Meet Heiji Choy Black, the mother of four who helped discover Virgil Abloh

If “having it all” is an art, Heiji Choy Black is a master; the entrepreneur and tastemaker lives in a dream apartment overlooking Lincoln Park with her husband (hedge-fund manager Brian Black) and four kids, while serving on the boards of some of Chicago’s best cultural institutions. But like any great master, Black knows how to reinvent herself. In her nearly 20 years in the city, she’s also owned Chicago’s hippest store, the directional boutique Hejfina, and Chicago’s chicest job, Style Editor for Chicago magazine. Through it all, Black’s most valuable asset has also been an intangible one: her eye.
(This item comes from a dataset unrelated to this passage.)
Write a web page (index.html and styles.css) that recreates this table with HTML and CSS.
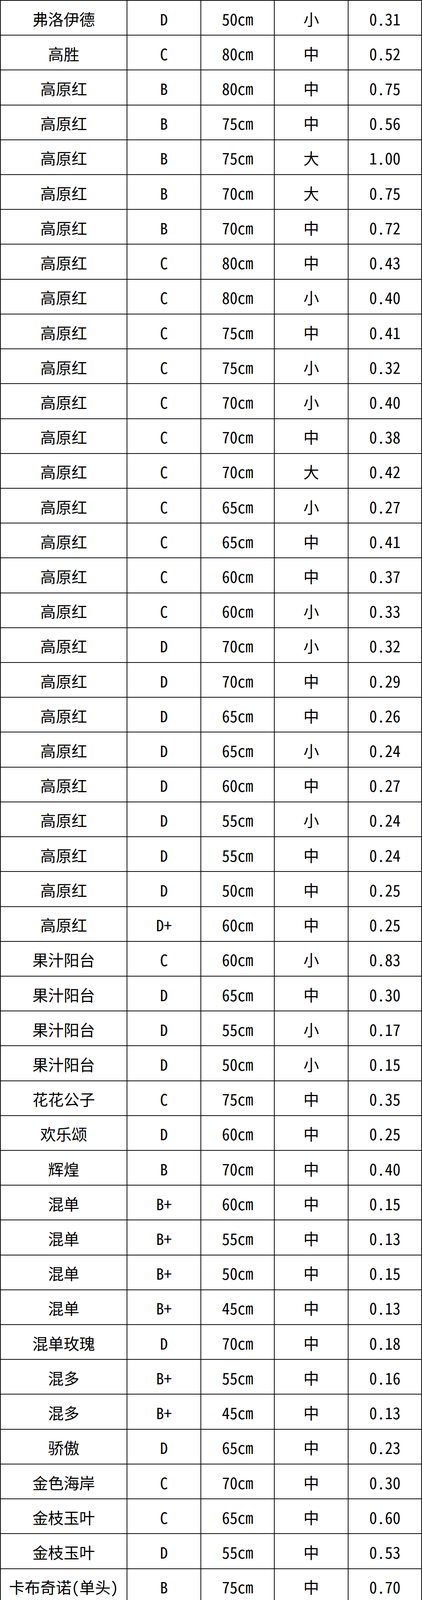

It was her eye that drew her here in the first place; while on a business trip from New York, the beauty of the city’s architecture against Lake Michigan was enough for her to change careers and relocate simultaneously. “I had been working as a consultant in corporate America,” she recalls. “It was a bit of a transition, but a very happy one.” In 2004, she opened Hejfina, a concept lifestyle store cast in the image of Europe and Asia’s museum-quality boutiques. “I grew up going to Seoul, Korea, where they have these concept lifestyle stores, and I’ve always been obsessed with stores like Colette in Paris,” she says.

Black stocked the store with then–fellow fashion hopefuls like Alexander Wang and Rag & Bone, as well as boldface imports like Comme des Garçons. Ahead of its time for Windy City retail (Rei Kawakubo’s conceptually similar Dover Street Market opened in London the same year), the store predated the exaltation of the cult brand. In fact, reigning cult designer Virgil Abloh passed through the House of Hejfina long before the rise of Off-White. “I enlisted design students to propose designs to the store,” Black says, “And one of them was Virgil. I ended up passing on [his design], but we became good friends and collaborators.”

After a successful five-year run, the store closed in 2009. A stint as Chicago magazine’s Style Editor followed but since 2016, Black has taken a step back from fashion to focus on art and architecture. While serving on the boards of the Renaissance Society and the Architecture & Design Society, Black and her husband Brian have added local Chicago art stars like William J. O’Brien and Theaster Gates to their personal collection.

Now, Black says, she’s ready for a fashion comeback: “I’m working on a business more in-depth in 2018 that’s design- and fashion-related.” She may have it all, but with an eagle eye like Black’s, there’s always more waiting to be discovered.